### ITEMS
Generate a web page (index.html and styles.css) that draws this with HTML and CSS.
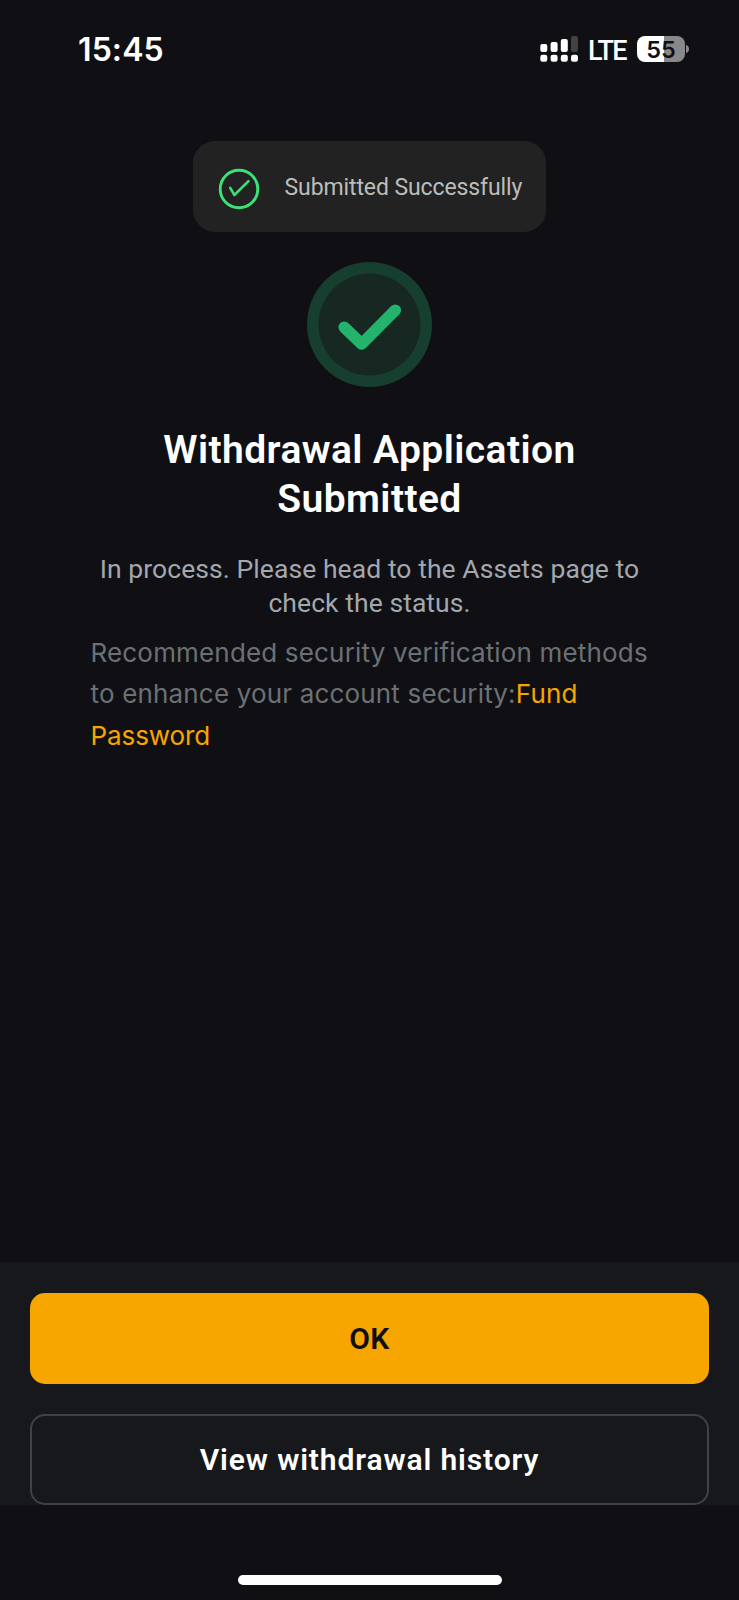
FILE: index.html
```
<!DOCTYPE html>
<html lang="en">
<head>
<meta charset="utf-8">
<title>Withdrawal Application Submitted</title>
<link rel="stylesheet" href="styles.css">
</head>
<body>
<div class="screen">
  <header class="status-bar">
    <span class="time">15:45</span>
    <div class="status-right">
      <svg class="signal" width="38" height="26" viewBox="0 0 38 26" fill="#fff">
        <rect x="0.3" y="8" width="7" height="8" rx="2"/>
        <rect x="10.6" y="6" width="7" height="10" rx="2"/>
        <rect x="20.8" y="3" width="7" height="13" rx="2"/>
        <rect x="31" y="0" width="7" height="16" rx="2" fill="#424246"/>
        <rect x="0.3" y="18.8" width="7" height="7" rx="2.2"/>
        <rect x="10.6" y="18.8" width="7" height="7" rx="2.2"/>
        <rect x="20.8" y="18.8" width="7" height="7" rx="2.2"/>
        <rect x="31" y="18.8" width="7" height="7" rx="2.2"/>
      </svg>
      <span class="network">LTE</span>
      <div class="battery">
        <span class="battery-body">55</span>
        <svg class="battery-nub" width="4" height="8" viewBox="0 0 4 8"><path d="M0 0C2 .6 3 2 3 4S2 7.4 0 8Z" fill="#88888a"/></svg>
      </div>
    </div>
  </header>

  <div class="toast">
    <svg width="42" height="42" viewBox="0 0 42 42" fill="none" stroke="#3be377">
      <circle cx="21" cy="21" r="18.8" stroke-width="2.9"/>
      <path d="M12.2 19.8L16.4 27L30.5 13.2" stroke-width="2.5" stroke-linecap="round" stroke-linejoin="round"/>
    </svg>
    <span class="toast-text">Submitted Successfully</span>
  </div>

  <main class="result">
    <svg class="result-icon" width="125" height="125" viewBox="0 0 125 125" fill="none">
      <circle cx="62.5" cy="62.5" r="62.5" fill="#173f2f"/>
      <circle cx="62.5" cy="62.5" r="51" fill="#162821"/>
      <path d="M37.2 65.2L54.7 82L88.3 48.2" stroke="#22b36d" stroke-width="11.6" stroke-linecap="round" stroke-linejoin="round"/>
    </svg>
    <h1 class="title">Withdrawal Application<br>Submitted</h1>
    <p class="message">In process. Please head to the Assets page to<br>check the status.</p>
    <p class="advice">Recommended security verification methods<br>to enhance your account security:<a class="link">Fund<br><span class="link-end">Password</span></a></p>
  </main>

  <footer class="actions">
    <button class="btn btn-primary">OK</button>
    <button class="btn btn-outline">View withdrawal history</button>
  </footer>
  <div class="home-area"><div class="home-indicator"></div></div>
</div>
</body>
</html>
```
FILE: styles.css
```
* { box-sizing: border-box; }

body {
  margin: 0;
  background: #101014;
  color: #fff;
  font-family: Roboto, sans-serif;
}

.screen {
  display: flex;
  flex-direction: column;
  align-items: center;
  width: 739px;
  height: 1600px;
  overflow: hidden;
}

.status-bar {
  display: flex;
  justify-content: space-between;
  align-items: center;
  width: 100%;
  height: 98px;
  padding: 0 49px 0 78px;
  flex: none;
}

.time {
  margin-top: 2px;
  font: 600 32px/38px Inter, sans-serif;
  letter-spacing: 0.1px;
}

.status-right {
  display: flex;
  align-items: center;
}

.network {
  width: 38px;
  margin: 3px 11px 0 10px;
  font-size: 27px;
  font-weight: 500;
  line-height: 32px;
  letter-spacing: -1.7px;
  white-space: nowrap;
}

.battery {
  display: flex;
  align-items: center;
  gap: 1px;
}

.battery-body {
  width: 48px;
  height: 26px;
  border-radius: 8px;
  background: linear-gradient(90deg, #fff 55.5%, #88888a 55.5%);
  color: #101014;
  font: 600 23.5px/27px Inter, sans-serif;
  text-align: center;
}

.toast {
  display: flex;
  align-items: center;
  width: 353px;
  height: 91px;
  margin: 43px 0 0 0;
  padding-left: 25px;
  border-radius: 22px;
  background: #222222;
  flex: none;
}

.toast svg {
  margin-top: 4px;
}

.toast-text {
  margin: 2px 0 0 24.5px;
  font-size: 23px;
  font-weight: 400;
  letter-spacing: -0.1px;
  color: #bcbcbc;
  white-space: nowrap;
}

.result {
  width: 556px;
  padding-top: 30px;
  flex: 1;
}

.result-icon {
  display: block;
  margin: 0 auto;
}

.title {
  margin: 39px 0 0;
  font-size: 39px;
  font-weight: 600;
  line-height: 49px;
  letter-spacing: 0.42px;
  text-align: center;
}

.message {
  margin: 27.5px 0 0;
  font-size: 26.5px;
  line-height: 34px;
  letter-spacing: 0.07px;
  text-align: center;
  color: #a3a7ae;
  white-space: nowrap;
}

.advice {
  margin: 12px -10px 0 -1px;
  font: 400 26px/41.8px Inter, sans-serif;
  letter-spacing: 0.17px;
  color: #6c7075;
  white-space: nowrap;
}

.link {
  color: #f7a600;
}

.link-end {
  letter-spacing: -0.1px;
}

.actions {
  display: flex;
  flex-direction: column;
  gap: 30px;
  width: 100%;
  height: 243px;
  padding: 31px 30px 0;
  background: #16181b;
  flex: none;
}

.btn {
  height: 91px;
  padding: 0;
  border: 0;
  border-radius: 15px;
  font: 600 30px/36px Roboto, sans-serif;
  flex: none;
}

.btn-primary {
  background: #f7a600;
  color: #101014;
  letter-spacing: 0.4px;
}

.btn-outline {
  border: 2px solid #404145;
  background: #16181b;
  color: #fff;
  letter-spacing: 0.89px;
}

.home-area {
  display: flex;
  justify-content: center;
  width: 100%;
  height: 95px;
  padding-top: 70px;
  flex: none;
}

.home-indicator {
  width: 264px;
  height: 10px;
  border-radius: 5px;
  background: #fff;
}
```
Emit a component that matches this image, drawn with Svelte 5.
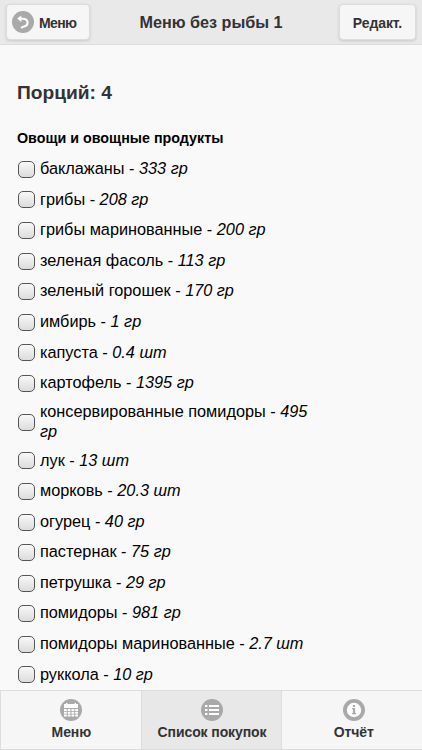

### EXERCISE TASK
Count the lines in which the string "page" appears, then report only that figure.

### SOLUTION TO THE PROBLEM
2